** Start of MATERIAL FOR THE TASK **

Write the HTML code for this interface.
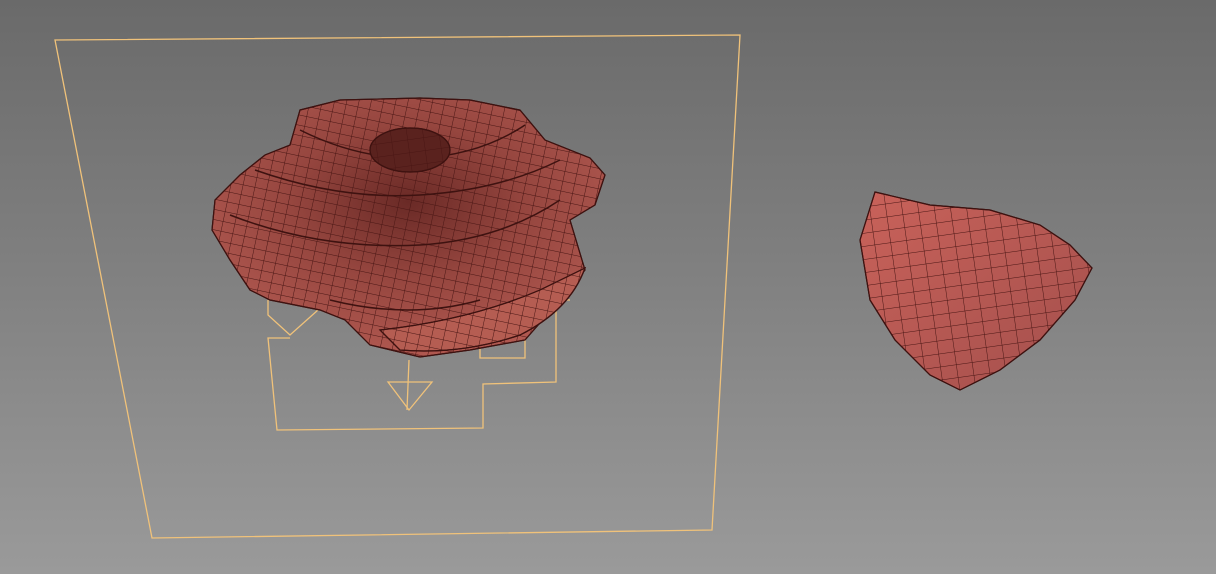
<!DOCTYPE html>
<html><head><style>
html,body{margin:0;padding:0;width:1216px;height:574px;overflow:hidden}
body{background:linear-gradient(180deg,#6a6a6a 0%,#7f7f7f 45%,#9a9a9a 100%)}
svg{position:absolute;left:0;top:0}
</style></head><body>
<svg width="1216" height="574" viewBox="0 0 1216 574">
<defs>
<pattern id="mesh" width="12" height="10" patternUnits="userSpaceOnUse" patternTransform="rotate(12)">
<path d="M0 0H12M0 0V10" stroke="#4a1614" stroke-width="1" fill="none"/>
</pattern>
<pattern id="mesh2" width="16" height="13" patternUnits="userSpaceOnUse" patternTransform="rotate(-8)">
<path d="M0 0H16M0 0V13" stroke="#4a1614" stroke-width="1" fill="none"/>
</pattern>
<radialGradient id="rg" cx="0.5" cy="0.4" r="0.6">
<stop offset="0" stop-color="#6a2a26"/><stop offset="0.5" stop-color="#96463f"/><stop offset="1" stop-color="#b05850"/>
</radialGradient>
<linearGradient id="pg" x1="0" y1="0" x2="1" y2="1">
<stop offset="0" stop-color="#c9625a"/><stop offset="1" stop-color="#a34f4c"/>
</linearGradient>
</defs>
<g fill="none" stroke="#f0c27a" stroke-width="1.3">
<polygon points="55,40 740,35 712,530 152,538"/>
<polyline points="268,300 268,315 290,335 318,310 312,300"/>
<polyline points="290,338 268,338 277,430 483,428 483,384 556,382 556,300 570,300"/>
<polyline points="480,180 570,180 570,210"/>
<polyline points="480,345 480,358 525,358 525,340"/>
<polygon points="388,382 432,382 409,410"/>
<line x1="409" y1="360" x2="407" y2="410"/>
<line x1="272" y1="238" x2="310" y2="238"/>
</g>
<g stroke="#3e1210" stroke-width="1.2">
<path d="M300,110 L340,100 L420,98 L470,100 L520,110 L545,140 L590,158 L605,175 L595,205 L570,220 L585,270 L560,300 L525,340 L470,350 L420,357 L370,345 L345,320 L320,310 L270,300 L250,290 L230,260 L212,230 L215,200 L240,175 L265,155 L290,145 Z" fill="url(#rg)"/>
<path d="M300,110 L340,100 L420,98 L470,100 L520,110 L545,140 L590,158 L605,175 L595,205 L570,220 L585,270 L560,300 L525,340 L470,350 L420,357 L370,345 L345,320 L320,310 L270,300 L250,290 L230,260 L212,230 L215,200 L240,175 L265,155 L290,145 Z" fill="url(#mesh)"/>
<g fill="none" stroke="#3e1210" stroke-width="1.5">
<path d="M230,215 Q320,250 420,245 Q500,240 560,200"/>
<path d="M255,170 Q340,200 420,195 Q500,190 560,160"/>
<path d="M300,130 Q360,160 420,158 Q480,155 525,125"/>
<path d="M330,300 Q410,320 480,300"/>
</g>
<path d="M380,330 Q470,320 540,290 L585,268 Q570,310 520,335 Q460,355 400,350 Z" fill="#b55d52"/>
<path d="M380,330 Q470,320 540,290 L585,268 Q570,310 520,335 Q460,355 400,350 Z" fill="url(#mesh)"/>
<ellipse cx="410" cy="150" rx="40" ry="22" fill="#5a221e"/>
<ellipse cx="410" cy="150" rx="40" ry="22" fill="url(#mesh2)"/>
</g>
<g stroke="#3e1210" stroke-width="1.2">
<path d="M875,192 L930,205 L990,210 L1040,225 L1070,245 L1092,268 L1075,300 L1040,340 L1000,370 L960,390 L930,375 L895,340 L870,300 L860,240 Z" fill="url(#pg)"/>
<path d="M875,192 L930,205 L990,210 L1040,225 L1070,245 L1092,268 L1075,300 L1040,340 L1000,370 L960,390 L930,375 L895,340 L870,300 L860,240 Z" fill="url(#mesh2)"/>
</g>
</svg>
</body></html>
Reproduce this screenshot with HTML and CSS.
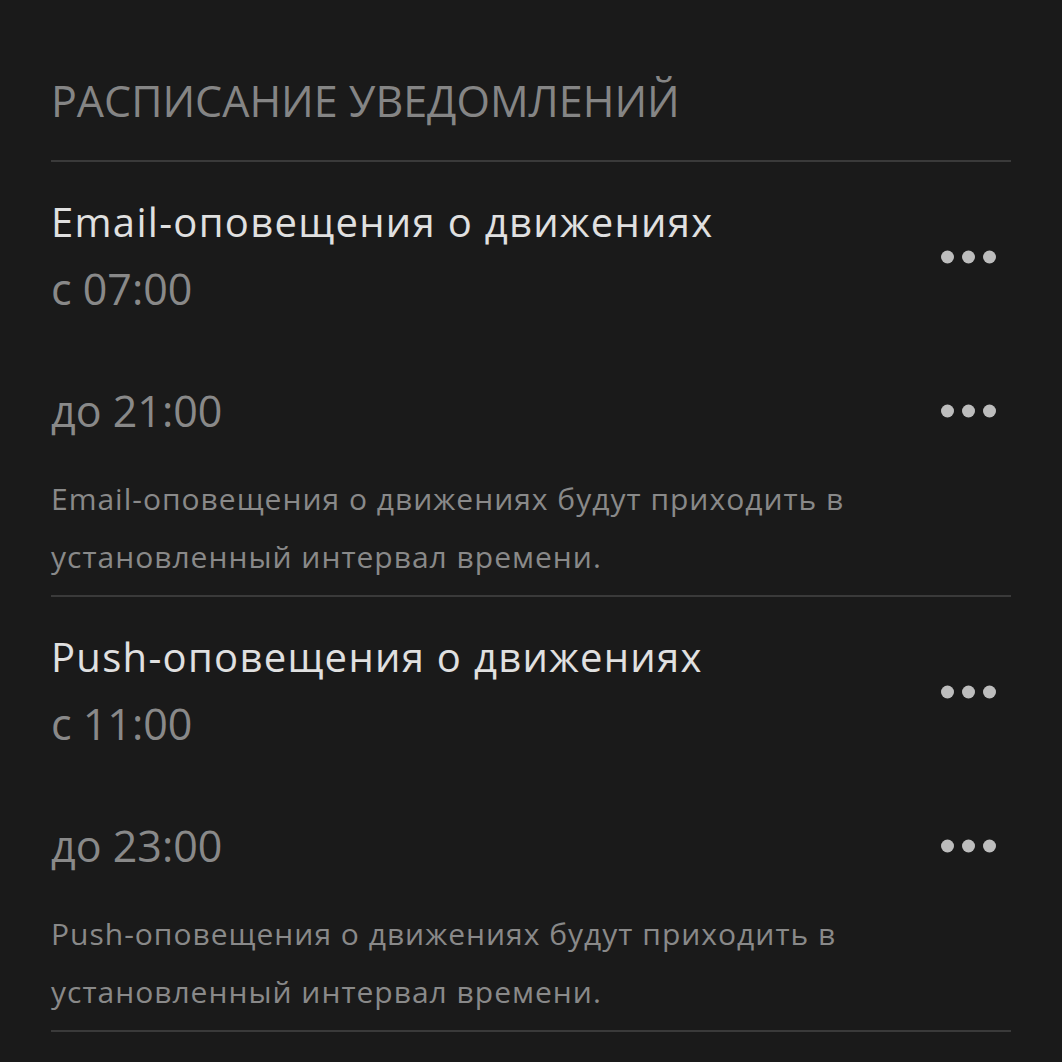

** End of MATERIAL FOR THE TASK **

YOUR GOAL: Find each line in the records holding the string "this" and show it.

FINAL RESULT:
Write the HTML code for this interface.
Reproduce this screenshot with HTML and CSS.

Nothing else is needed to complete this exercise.